Reproduce every record exactly as it appears, but not the pictures.
### INPUT RECORDS ###
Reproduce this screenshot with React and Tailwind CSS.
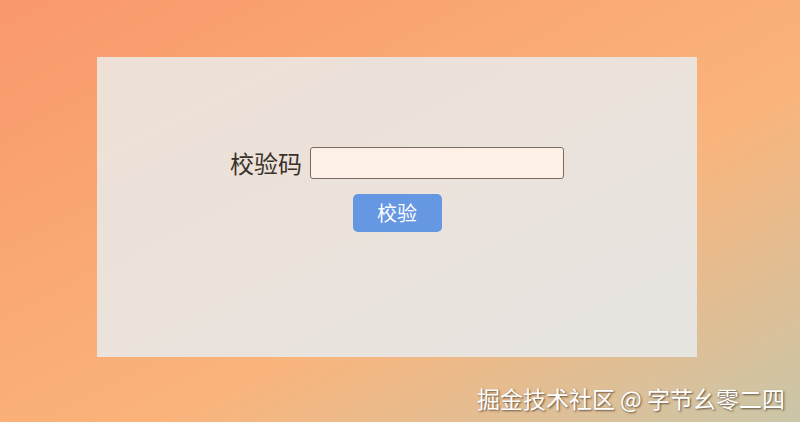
export default function App() {
  return (
    <div className="relative w-[800px] h-[422px] overflow-hidden bg-linear-to-br from-[#f9986b] via-[#fab47b] via-60% to-[#c9c6a8] font-['Noto_Sans_CJK_SC',sans-serif]">
      <div className="pt-[57px] pl-[97px]">
        <div className="w-[600px] h-[300px] bg-linear-to-br from-[#eee0d6] to-[#e7e5e1] flex flex-col items-center pt-[90px]">
          <div className="flex items-center gap-[8px]">
            <label className="text-[24px] leading-[32px] text-[#3b312b]">校验码</label>
            <input
              type="text"
              className="w-[254px] h-[32px] rounded-[3px] border border-[#7b6c63] bg-[#fdf0e6] outline-none px-2"
            />
          </div>
          <button className="mt-[15px] w-[89px] h-[38px] rounded-[5px] bg-[#6697e2] text-white text-[20px] leading-none">
            校验
          </button>
        </div>
      </div>
      <div className="absolute right-[15px] bottom-[9px] text-[23px] leading-[30px] text-white [text-shadow:1px_1px_2px_rgba(60,40,30,0.75)]">
        掘金技术社区 @ 字节幺零二四
      </div>
    </div>
  );
}
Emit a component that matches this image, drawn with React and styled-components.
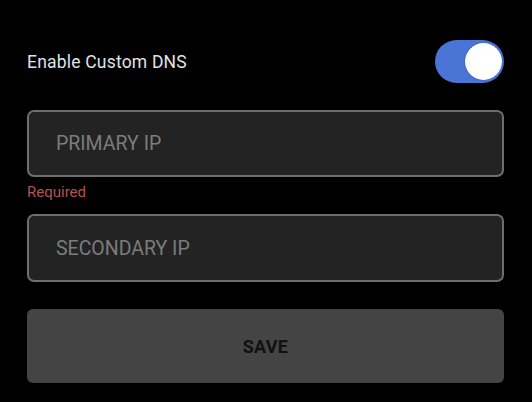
import * as React from "react"
import styled, { createGlobalStyle } from "styled-components"

const GlobalStyle = createGlobalStyle`
  html, body {
    margin: 0;
    padding: 0;
    background: #000;
  }
  body {
    font-family: Roboto, "Liberation Sans", sans-serif;
  }
`

const Screen = styled.div`
  width: 532px;
  height: 402px;
  box-sizing: border-box;
  padding: 40px 28px 0 27px;
  background: #000;
  display: flex;
  flex-direction: column;
`

const SwitchRow = styled.div`
  display: flex;
  align-items: center;
  justify-content: space-between;
  height: 43px;
  margin-bottom: 27px;
`

const Label = styled.span`
  color: #e2e2e2;
  font-size: 17.5px;
  letter-spacing: 0.2px;
`

const Track = styled.button`
  width: 69px;
  height: 43px;
  border: none;
  padding: 0 2px 0 0;
  border-radius: 22px;
  background: ${(p) => (p.$on ? "#4a74d6" : "#555")};
  display: flex;
  align-items: center;
  justify-content: ${(p) => (p.$on ? "flex-end" : "flex-start")};
  cursor: pointer;
`

const Knob = styled.span`
  width: 37px;
  height: 37px;
  border-radius: 50%;
  background: #fff;
  box-shadow: 0 0 2px rgba(0, 0, 0, 0.3);
`

const Field = styled.input`
  box-sizing: border-box;
  width: 100%;
  height: ${(p) => p.$h}px;
  background: #232323;
  border: 2px solid #6e6e6e;
  border-radius: 7px;
  padding: 0 27px;
  color: #ddd;
  font-family: Roboto, "Liberation Sans", sans-serif;
  font-size: 19.5px;
  outline: none;
  &::placeholder {
    color: #7c7c7c;
  }
`

const ErrorText = styled.div`
  color: #b9504f;
  font-size: 15px;
  line-height: 18px;
  margin: 6px 0 13px;
`

const SaveButton = styled.button`
  margin-top: 27px;
  height: 74px;
  width: 100%;
  border: none;
  border-radius: 6px;
  background: #444;
  color: #111;
  font-family: Roboto, "Liberation Sans", sans-serif;
  font-weight: 700;
  font-size: 18px;
  letter-spacing: 0.3px;
  cursor: pointer;
`

export default function App() {
  const [on, setOn] = React.useState(true)
  return (
    <>
      <GlobalStyle />
      <Screen>
        <SwitchRow>
          <Label>Enable Custom DNS</Label>
          <Track $on={on} onClick={() => setOn((v) => !v)}>
            <Knob />
          </Track>
        </SwitchRow>
        <Field $h={67} placeholder="PRIMARY IP" />
        <ErrorText>Required</ErrorText>
        <Field $h={68} placeholder="SECONDARY IP" />
        <SaveButton>SAVE</SaveButton>
      </Screen>
    </>
  )
}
###
- [EXPECTED OUTPUT]:
Reproduce this screenshot with React and Tailwind CSS.
export default function App() {
  return (
    <div className="relative w-[800px] h-[422px] overflow-hidden bg-linear-to-br from-[#f9986b] via-[#fab47b] via-60% to-[#c9c6a8] font-['Noto_Sans_CJK_SC',sans-serif]">
      <div className="pt-[57px] pl-[97px]">
        <div className="w-[600px] h-[300px] bg-linear-to-br from-[#eee0d6] to-[#e7e5e1] flex flex-col items-center pt-[90px]">
          <div className="flex items-center gap-[8px]">
            <label className="text-[24px] leading-[32px] text-[#3b312b]">校验码</label>
            <input
              type="text"
              className="w-[254px] h-[32px] rounded-[3px] border border-[#7b6c63] bg-[#fdf0e6] outline-none px-2"
            />
          </div>
          <button className="mt-[15px] w-[89px] h-[38px] rounded-[5px] bg-[#6697e2] text-white text-[20px] leading-none">
            校验
          </button>
        </div>
      </div>
      <div className="absolute right-[15px] bottom-[9px] text-[23px] leading-[30px] text-white [text-shadow:1px_1px_2px_rgba(60,40,30,0.75)]">
        掘金技术社区 @ 字节幺零二四
      </div>
    </div>
  );
}
Emit a component that matches this image, drawn with React and styled-components.
import * as React from "react"
import styled, { createGlobalStyle } from "styled-components"

const GlobalStyle = createGlobalStyle`
  html, body {
    margin: 0;
    padding: 0;
    background: #000;
  }
  body {
    font-family: Roboto, "Liberation Sans", sans-serif;
  }
`

const Screen = styled.div`
  width: 532px;
  height: 402px;
  box-sizing: border-box;
  padding: 40px 28px 0 27px;
  background: #000;
  display: flex;
  flex-direction: column;
`

const SwitchRow = styled.div`
  display: flex;
  align-items: center;
  justify-content: space-between;
  height: 43px;
  margin-bottom: 27px;
`

const Label = styled.span`
  color: #e2e2e2;
  font-size: 17.5px;
  letter-spacing: 0.2px;
`

const Track = styled.button`
  width: 69px;
  height: 43px;
  border: none;
  padding: 0 2px 0 0;
  border-radius: 22px;
  background: ${(p) => (p.$on ? "#4a74d6" : "#555")};
  display: flex;
  align-items: center;
  justify-content: ${(p) => (p.$on ? "flex-end" : "flex-start")};
  cursor: pointer;
`

const Knob = styled.span`
  width: 37px;
  height: 37px;
  border-radius: 50%;
  background: #fff;
  box-shadow: 0 0 2px rgba(0, 0, 0, 0.3);
`

const Field = styled.input`
  box-sizing: border-box;
  width: 100%;
  height: ${(p) => p.$h}px;
  background: #232323;
  border: 2px solid #6e6e6e;
  border-radius: 7px;
  padding: 0 27px;
  color: #ddd;
  font-family: Roboto, "Liberation Sans", sans-serif;
  font-size: 19.5px;
  outline: none;
  &::placeholder {
    color: #7c7c7c;
  }
`

const ErrorText = styled.div`
  color: #b9504f;
  font-size: 15px;
  line-height: 18px;
  margin: 6px 0 13px;
`

const SaveButton = styled.button`
  margin-top: 27px;
  height: 74px;
  width: 100%;
  border: none;
  border-radius: 6px;
  background: #444;
  color: #111;
  font-family: Roboto, "Liberation Sans", sans-serif;
  font-weight: 700;
  font-size: 18px;
  letter-spacing: 0.3px;
  cursor: pointer;
`

export default function App() {
  const [on, setOn] = React.useState(true)
  return (
    <>
      <GlobalStyle />
      <Screen>
        <SwitchRow>
          <Label>Enable Custom DNS</Label>
          <Track $on={on} onClick={() => setOn((v) => !v)}>
            <Knob />
          </Track>
        </SwitchRow>
        <Field $h={67} placeholder="PRIMARY IP" />
        <ErrorText>Required</ErrorText>
        <Field $h={68} placeholder="SECONDARY IP" />
        <SaveButton>SAVE</SaveButton>
      </Screen>
    </>
  )
}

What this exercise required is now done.